● GOAL
Print the listing in its entirety and exactly, leaving out images.

— Start of DATA —

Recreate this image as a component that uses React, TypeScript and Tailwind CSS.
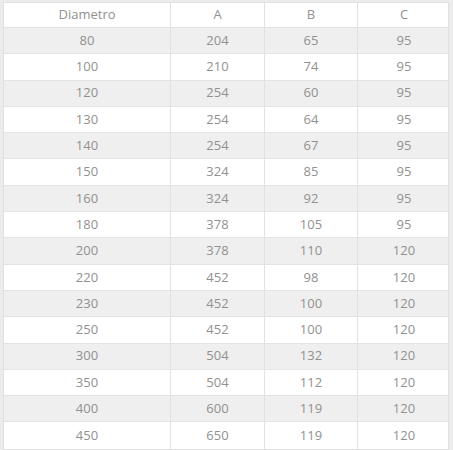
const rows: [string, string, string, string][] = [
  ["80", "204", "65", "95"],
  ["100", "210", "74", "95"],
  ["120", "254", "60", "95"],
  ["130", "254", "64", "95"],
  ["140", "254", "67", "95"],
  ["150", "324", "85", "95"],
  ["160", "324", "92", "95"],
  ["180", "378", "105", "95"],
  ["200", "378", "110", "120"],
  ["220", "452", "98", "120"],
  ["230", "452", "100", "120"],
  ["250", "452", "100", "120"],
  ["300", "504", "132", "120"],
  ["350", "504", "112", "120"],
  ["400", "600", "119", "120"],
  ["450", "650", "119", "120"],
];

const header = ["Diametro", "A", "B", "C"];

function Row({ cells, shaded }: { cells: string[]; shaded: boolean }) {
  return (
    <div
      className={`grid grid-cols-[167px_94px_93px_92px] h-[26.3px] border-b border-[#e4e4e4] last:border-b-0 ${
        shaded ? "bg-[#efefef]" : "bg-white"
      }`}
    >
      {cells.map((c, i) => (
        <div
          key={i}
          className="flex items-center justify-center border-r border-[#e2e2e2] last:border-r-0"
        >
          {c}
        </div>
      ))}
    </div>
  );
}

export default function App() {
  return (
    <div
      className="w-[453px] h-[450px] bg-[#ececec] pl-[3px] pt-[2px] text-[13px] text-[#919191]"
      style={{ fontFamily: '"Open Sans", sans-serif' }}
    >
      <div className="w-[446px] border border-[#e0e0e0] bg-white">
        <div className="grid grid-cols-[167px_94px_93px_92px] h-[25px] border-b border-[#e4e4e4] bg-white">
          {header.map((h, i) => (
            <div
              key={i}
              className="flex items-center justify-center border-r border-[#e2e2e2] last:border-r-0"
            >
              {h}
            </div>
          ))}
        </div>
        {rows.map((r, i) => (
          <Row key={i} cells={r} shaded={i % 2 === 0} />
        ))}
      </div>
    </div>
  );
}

— End of DATA —

● OUTPUT OF THE EXERCISE
Recreate this image as a component that uses React, TypeScript and Tailwind CSS.
const rows: [string, string, string, string][] = [
  ["80", "204", "65", "95"],
  ["100", "210", "74", "95"],
  ["120", "254", "60", "95"],
  ["130", "254", "64", "95"],
  ["140", "254", "67", "95"],
  ["150", "324", "85", "95"],
  ["160", "324", "92", "95"],
  ["180", "378", "105", "95"],
  ["200", "378", "110", "120"],
  ["220", "452", "98", "120"],
  ["230", "452", "100", "120"],
  ["250", "452", "100", "120"],
  ["300", "504", "132", "120"],
  ["350", "504", "112", "120"],
  ["400", "600", "119", "120"],
  ["450", "650", "119", "120"],
];

const header = ["Diametro", "A", "B", "C"];

function Row({ cells, shaded }: { cells: string[]; shaded: boolean }) {
  return (
    <div
      className={`grid grid-cols-[167px_94px_93px_92px] h-[26.3px] border-b border-[#e4e4e4] last:border-b-0 ${
        shaded ? "bg-[#efefef]" : "bg-white"
      }`}
    >
      {cells.map((c, i) => (
        <div
          key={i}
          className="flex items-center justify-center border-r border-[#e2e2e2] last:border-r-0"
        >
          {c}
        </div>
      ))}
    </div>
  );
}

export default function App() {
  return (
    <div
      className="w-[453px] h-[450px] bg-[#ececec] pl-[3px] pt-[2px] text-[13px] text-[#919191]"
      style={{ fontFamily: '"Open Sans", sans-serif' }}
    >
      <div className="w-[446px] border border-[#e0e0e0] bg-white">
        <div className="grid grid-cols-[167px_94px_93px_92px] h-[25px] border-b border-[#e4e4e4] bg-white">
          {header.map((h, i) => (
            <div
              key={i}
              className="flex items-center justify-center border-r border-[#e2e2e2] last:border-r-0"
            >
              {h}
            </div>
          ))}
        </div>
        {rows.map((r, i) => (
          <Row key={i} cells={r} shaded={i % 2 === 0} />
        ))}
      </div>
    </div>
  );
}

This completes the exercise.